FUNCTION-SPECIFIC SCALING ========================== Service Traffic Level Instances =================== ============== ========= Search Service Very High 50 instances Order Service High 20 instances Payment Service Medium 10 instances Notification Service Medium 8 instances Report Service Low 2 instances Admin Service Very Low 1 instance Total cost optimized. Each service sized to its actual load.
Z-Axis: Data Sharding
When a single database becomes a bottleneck even with many service instances reading from it, sharding splits the data across multiple database instances.
DATABASE SHARDING EXAMPLE ========================== Order Service has 1 billion orders. One database is too slow. Shard by user_id: Shard 1: users 0 - 9,999,999 (Orders DB 1) Shard 2: users 10,000,000 - 19,999,999 (Orders DB 2) Shard 3: users 20,000,000 - 29,999,999 (Orders DB 3) User USR-5001234 always reads/writes to Shard 1. User USR-15000000 always reads/writes to Shard 2. Each shard handles a fraction of the total load. Adding a shard increases capacity.

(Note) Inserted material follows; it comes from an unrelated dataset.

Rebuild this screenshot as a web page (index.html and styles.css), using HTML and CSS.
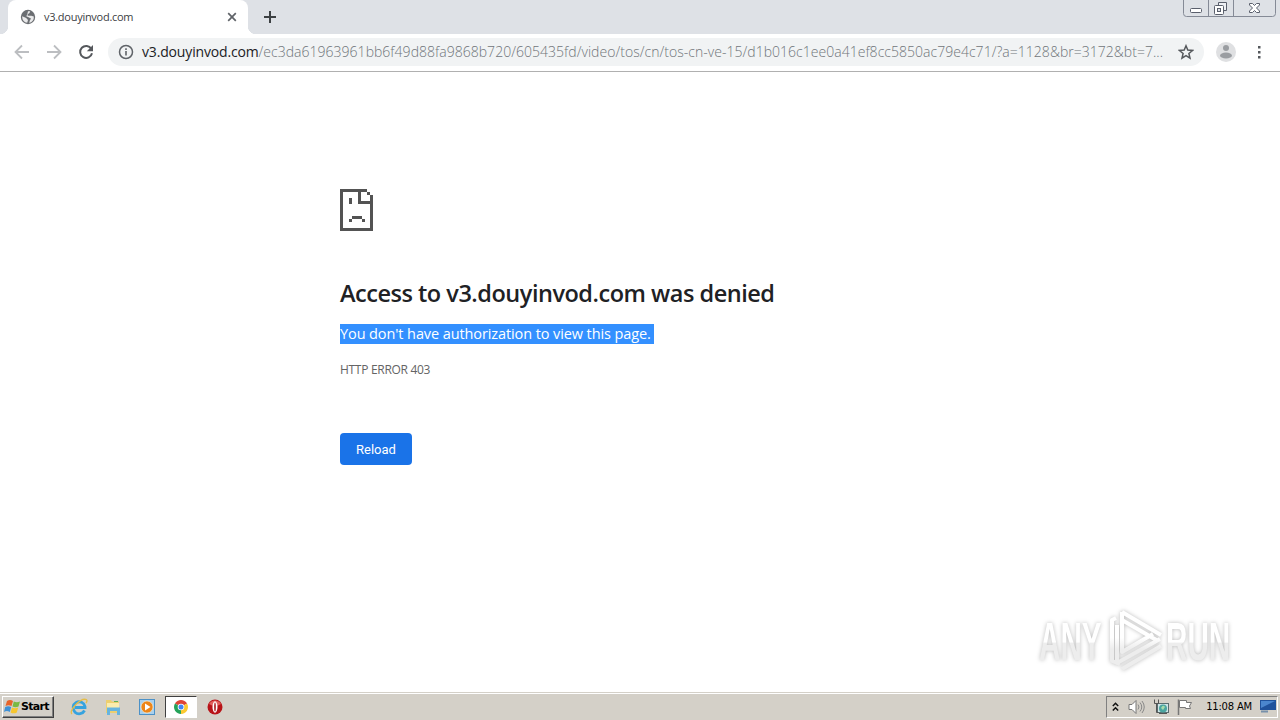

Sharding increases complexity — queries that span multiple shards require aggregation logic. Teams implement sharding only when vertical scaling (using a bigger server) is no longer cost-effective.
Caching for Scale
Many requests ask for the same data repeatedly. Fetching it from the database every time wastes time and database resources. Caching stores frequently accessed data in fast memory (like Redis) so the database is not queried every time.
CACHING FLOW
=============
Request arrives: "Get product details for SKU-005"
Step 1: Check cache (Redis)
Cache HIT: Return data in < 1ms. Done. No DB query.
Cache MISS: Fetch from database (10-50ms).
Store result in cache with 5-minute expiry.
Return data to caller.
Cache hit rate of 90% means:
90% of requests answered in < 1ms
Only 10% hit the database
Database load reduced by 90%
CACHE DIAGRAM
=============
[Service] --> [Redis Cache] (fast, in-memory)
cache miss |
v
[Database] (slower, disk-based)
Cache invalidation — knowing when to remove stale data from the cache — is the hardest part of caching strategy. A product price update must clear the cached product details so callers get the new price.
Auto-Scaling in Kubernetes
Kubernetes automates horizontal scaling with the Horizontal Pod Autoscaler (HPA). The HPA watches CPU and memory metrics and adjusts the number of running Pods automatically.
HPA CONFIGURATION EXAMPLE =========================== For Order Service: Minimum pods: 2 Maximum pods: 20 Target CPU utilization: 60% At 2 pods, CPU hits 80%: HPA scales to 4 pods. CPU drops to 40%. At 4 pods, traffic drops, CPU at 15%: HPA scales down to 2 pods after cool-down period. Kubernetes Cluster Autoscaler also adds/removes nodes if the cluster itself runs out of capacity to schedule new pods.
Rate Limiting for Controlled Scale
Accepting unlimited traffic eventually overwhelms any system. Rate limiting caps the number of requests a single client can send per minute. This protects services during traffic spikes and prevents any one client from monopolizing resources.
RATE LIMITING LAYERS ===================== Layer 1 (API Gateway): Global rate limit: 10,000 requests/second across all clients Per-client limit: 100 requests/minute per API key Layer 2 (Individual Service): Service-level limit: 5,000 orders/minute max When limit is exceeded: HTTP 429 Too Many Requests returned immediately Client backs off and retries after the wait period
Performance Testing Before Scaling
Adding more instances helps only if the bottleneck is the service itself. If the database is the bottleneck, adding service instances makes it worse — more service instances hit the slow database harder.
FIND THE BOTTLENECK FIRST
===========================
Load test: simulate 10,000 users placing orders simultaneously
Observation: Order Service CPU at 20%. Database CPU at 99%.
WRONG solution: Add more Order Service instances (10 --> 30)
Result: 30 instances all hammer the already-saturated database. Worse.
RIGHT solution: Optimize database (add indexes, add read replicas,
add caching layer in front of DB)
Result: Database CPU drops to 50%. System handles 10,000 users.
Scaling Readiness Checklist
- Services are stateless — session data in an external cache, not in service memory.
- Database connections are pooled — services do not open a new connection per request.
- Health check endpoints exist — load balancers route only to healthy instances.
- Graceful shutdown is implemented — a stopping instance finishes current requests before exiting.
- Configuration comes from environment variables — instances start with the right config without manual setup.
- Auto-scaling rules are defined and tested — the system scales before users feel the impact.
- Load tests ran at 2x and 5x expected peak traffic — you know where the limits are before production finds them.
Scaling in a microservices system is an operational discipline, not a one-time task. As traffic patterns change, revisit scaling configurations, caching strategies, and database performance regularly to keep the system running smoothly at any load level.